CHALLENGE
Copy out all of the material exactly.

DATASET CONTENT
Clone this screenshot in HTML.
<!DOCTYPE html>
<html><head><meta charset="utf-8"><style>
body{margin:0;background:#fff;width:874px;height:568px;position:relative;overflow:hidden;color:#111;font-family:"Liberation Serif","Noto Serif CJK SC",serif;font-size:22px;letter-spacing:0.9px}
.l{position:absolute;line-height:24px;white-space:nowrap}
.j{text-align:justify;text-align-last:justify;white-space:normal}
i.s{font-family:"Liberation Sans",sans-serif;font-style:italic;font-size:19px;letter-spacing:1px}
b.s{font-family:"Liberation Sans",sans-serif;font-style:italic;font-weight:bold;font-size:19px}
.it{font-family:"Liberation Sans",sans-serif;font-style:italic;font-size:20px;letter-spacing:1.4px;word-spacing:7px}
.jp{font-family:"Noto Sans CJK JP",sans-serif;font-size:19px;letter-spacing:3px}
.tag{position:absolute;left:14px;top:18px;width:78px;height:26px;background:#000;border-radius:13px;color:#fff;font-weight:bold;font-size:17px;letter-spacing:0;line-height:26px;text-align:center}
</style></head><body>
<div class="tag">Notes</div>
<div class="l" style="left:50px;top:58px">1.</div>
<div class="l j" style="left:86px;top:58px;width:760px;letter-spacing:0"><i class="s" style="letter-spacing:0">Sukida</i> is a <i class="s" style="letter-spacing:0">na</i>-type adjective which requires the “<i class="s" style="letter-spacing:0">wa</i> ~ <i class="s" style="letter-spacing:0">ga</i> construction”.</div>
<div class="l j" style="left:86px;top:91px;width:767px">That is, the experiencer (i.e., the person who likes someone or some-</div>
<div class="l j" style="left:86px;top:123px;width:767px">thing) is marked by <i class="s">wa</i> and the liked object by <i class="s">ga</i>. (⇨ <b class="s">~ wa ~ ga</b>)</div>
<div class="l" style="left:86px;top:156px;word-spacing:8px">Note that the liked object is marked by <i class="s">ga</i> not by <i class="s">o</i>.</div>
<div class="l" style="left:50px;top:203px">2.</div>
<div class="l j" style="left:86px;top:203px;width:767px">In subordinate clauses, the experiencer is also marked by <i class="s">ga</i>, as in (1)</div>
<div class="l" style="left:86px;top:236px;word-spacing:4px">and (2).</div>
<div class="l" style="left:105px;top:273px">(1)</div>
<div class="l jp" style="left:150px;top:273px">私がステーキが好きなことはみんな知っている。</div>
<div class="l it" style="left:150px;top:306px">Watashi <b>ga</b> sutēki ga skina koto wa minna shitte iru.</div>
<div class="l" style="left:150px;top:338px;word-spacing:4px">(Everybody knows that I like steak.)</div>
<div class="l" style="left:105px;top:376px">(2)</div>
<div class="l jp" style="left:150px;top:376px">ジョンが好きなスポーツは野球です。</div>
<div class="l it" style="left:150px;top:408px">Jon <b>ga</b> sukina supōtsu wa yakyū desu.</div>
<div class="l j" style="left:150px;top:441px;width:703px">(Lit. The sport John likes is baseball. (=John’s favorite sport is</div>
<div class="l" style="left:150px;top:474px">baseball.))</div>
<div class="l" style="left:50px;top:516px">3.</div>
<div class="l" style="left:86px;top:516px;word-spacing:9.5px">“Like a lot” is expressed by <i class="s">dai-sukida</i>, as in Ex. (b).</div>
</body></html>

CORRECT RESULT
Clone this screenshot in HTML.
<!DOCTYPE html>
<html><head><meta charset="utf-8"><style>
body{margin:0;background:#fff;width:874px;height:568px;position:relative;overflow:hidden;color:#111;font-family:"Liberation Serif","Noto Serif CJK SC",serif;font-size:22px;letter-spacing:0.9px}
.l{position:absolute;line-height:24px;white-space:nowrap}
.j{text-align:justify;text-align-last:justify;white-space:normal}
i.s{font-family:"Liberation Sans",sans-serif;font-style:italic;font-size:19px;letter-spacing:1px}
b.s{font-family:"Liberation Sans",sans-serif;font-style:italic;font-weight:bold;font-size:19px}
.it{font-family:"Liberation Sans",sans-serif;font-style:italic;font-size:20px;letter-spacing:1.4px;word-spacing:7px}
.jp{font-family:"Noto Sans CJK JP",sans-serif;font-size:19px;letter-spacing:3px}
.tag{position:absolute;left:14px;top:18px;width:78px;height:26px;background:#000;border-radius:13px;color:#fff;font-weight:bold;font-size:17px;letter-spacing:0;line-height:26px;text-align:center}
</style></head><body>
<div class="tag">Notes</div>
<div class="l" style="left:50px;top:58px">1.</div>
<div class="l j" style="left:86px;top:58px;width:760px;letter-spacing:0"><i class="s" style="letter-spacing:0">Sukida</i> is a <i class="s" style="letter-spacing:0">na</i>-type adjective which requires the “<i class="s" style="letter-spacing:0">wa</i> ~ <i class="s" style="letter-spacing:0">ga</i> construction”.</div>
<div class="l j" style="left:86px;top:91px;width:767px">That is, the experiencer (i.e., the person who likes someone or some-</div>
<div class="l j" style="left:86px;top:123px;width:767px">thing) is marked by <i class="s">wa</i> and the liked object by <i class="s">ga</i>. (⇨ <b class="s">~ wa ~ ga</b>)</div>
<div class="l" style="left:86px;top:156px;word-spacing:8px">Note that the liked object is marked by <i class="s">ga</i> not by <i class="s">o</i>.</div>
<div class="l" style="left:50px;top:203px">2.</div>
<div class="l j" style="left:86px;top:203px;width:767px">In subordinate clauses, the experiencer is also marked by <i class="s">ga</i>, as in (1)</div>
<div class="l" style="left:86px;top:236px;word-spacing:4px">and (2).</div>
<div class="l" style="left:105px;top:273px">(1)</div>
<div class="l jp" style="left:150px;top:273px">私がステーキが好きなことはみんな知っている。</div>
<div class="l it" style="left:150px;top:306px">Watashi <b>ga</b> sutēki ga skina koto wa minna shitte iru.</div>
<div class="l" style="left:150px;top:338px;word-spacing:4px">(Everybody knows that I like steak.)</div>
<div class="l" style="left:105px;top:376px">(2)</div>
<div class="l jp" style="left:150px;top:376px">ジョンが好きなスポーツは野球です。</div>
<div class="l it" style="left:150px;top:408px">Jon <b>ga</b> sukina supōtsu wa yakyū desu.</div>
<div class="l j" style="left:150px;top:441px;width:703px">(Lit. The sport John likes is baseball. (=John’s favorite sport is</div>
<div class="l" style="left:150px;top:474px">baseball.))</div>
<div class="l" style="left:50px;top:516px">3.</div>
<div class="l" style="left:86px;top:516px;word-spacing:9.5px">“Like a lot” is expressed by <i class="s">dai-sukida</i>, as in Ex. (b).</div>
</body></html>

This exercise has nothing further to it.